If you move around characters (or integers) within a data subtype, any annotations they have, follow them. There are no "contiguous" annotations for the data type, as there are with the text XML type - if annotations are contiguous, it is by coincidence. Each "pixel" in the data has an independent list of annotations; if pixels (characters) are moved, they take their annotations with them.
The data type is perhaps the only type in Flare that will require hard thinking to represent as XML. It is acceptable if data types in Flare are mostly opaque to other XML-processing applications, or if data types use idioms that are unique to the data type - for example, representing a comma-separated list of integers as the elements of the array, or writing all the annotations with unique local IDs (that is, unique to a given data element only) and then using those (short) local IDs as the semicolon-separated list of annotations on each character or integer... and so on.
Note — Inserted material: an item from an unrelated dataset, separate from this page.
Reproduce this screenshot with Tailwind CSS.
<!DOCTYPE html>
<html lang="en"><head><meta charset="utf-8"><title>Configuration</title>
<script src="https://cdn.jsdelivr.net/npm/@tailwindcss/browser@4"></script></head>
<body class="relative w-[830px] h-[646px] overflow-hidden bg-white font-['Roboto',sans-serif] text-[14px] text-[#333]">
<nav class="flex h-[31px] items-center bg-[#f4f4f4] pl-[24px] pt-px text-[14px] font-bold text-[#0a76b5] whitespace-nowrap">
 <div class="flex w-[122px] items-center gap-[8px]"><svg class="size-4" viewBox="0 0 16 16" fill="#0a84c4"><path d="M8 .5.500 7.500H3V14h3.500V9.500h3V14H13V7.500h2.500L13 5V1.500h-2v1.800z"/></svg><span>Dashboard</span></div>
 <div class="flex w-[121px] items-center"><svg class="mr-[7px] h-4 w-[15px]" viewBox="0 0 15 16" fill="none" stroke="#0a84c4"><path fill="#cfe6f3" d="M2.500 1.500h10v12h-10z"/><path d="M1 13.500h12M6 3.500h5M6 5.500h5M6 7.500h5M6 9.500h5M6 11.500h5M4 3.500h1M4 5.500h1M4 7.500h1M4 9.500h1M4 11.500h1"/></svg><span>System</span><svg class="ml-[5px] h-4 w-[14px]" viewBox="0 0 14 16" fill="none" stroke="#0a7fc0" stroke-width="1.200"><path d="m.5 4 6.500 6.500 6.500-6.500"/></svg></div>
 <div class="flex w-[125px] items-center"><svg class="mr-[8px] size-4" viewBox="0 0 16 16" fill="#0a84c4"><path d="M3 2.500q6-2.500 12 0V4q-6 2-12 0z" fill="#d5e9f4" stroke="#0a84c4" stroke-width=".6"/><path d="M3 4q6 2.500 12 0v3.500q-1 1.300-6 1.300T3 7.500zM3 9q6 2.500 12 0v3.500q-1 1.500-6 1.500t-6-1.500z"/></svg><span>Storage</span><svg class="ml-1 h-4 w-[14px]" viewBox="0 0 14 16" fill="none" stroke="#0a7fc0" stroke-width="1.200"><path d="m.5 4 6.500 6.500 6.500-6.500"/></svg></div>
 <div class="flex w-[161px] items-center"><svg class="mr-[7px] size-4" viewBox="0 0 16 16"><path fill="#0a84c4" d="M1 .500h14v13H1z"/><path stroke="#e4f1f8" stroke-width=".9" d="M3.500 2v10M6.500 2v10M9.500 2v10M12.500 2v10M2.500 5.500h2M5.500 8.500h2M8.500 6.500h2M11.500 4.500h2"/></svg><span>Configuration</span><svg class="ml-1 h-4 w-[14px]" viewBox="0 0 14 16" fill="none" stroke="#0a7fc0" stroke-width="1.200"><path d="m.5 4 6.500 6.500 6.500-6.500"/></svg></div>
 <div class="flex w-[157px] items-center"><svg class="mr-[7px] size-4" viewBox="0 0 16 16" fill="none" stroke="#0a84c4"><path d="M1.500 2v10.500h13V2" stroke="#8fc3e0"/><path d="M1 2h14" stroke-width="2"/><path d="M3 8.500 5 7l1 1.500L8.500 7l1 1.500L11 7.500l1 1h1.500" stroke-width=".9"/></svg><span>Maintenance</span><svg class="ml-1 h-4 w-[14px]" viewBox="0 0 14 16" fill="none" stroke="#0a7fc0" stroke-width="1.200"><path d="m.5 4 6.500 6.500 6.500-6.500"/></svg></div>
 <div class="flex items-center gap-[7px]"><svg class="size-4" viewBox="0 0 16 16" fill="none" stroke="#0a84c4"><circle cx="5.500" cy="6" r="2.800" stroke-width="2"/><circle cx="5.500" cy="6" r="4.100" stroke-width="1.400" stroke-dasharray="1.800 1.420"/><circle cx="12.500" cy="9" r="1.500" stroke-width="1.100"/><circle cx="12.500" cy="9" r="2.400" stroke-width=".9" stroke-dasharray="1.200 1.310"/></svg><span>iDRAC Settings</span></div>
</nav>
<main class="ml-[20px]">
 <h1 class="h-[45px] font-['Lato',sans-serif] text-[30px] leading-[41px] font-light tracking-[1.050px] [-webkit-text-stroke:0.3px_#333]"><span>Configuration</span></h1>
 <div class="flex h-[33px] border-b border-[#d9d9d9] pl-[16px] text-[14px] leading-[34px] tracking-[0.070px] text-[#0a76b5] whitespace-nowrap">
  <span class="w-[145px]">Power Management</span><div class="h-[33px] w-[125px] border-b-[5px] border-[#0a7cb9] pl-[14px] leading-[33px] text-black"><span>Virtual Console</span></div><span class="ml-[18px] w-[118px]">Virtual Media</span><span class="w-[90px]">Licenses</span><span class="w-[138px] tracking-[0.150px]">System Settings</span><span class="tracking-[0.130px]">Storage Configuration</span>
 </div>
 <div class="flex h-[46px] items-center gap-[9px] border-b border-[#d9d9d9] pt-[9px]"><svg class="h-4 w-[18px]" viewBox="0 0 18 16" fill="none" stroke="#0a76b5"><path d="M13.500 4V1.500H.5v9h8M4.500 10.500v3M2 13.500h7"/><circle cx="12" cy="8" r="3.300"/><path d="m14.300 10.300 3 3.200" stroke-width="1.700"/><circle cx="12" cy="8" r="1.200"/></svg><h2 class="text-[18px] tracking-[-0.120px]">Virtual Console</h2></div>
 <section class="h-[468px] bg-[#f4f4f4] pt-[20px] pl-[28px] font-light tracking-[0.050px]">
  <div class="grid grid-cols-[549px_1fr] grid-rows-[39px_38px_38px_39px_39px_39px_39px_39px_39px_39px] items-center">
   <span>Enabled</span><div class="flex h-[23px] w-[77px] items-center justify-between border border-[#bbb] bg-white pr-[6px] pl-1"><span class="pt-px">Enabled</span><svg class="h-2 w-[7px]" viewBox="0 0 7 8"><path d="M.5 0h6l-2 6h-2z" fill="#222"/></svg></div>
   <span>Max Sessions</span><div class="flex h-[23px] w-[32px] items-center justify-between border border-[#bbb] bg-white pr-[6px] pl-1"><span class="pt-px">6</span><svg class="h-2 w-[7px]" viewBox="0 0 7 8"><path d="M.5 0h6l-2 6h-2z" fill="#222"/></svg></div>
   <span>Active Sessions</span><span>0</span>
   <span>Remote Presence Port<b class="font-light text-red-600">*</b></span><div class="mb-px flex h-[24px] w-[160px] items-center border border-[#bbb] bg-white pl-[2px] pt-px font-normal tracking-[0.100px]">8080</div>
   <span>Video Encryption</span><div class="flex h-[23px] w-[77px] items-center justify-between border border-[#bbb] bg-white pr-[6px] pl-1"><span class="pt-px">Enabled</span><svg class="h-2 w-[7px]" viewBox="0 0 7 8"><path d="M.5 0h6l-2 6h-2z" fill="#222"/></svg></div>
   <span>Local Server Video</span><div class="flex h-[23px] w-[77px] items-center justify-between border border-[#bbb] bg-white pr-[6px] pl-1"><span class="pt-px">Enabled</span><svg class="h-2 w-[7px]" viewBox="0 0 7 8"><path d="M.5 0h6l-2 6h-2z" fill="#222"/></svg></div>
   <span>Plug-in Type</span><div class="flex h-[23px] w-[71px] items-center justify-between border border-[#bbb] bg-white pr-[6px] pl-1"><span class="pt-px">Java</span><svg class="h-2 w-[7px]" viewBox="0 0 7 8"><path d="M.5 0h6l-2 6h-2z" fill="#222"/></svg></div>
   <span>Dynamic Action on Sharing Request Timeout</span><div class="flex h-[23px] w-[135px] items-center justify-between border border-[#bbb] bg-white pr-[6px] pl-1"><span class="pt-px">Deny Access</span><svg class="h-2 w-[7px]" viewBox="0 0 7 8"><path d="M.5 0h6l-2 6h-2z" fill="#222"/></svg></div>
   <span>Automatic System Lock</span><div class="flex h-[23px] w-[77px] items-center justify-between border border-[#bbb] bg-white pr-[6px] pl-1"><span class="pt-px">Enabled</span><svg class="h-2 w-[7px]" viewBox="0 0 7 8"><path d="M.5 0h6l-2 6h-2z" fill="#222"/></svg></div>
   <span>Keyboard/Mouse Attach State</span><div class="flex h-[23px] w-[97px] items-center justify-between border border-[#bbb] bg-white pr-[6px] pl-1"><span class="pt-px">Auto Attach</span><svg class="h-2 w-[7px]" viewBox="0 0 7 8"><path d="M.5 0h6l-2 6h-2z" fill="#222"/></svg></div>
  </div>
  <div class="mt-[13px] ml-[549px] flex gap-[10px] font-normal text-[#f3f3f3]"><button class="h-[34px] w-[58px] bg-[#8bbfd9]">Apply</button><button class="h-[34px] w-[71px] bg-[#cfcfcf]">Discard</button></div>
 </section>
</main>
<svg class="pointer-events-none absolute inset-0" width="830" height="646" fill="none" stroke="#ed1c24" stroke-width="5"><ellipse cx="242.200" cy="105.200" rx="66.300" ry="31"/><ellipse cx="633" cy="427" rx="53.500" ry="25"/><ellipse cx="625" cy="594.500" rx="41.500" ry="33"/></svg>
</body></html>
The proposed "data" subtype is inelegant. It is the result of needing to write introspective code that can annotate and meta-annotate noncontiguous regions of data fields. Flare's underlying XML-oriented representation is not very well suited to this, but a nonintrospective, nonannotative language would be even less suited. A possible solution would be to declare the data type to be a standard Adapted Flare extension, meaning that interpreters do not, by default, need to support it. In fact, on consideration, it appears almost certain that the "data" subtype should be an Adapted Flare extension - albeit one requested by the Singularity Institute and hopefully implemented by our supporters in the open-source project.
Within the interpreter's internal representation of strings, strings are Unicode and can easily contain '&' or '<' characters. When written to disk, serialized over the Internet, and so on, '&' becomes '&' and Unicode becomes UTF-8. This is pretty much standard.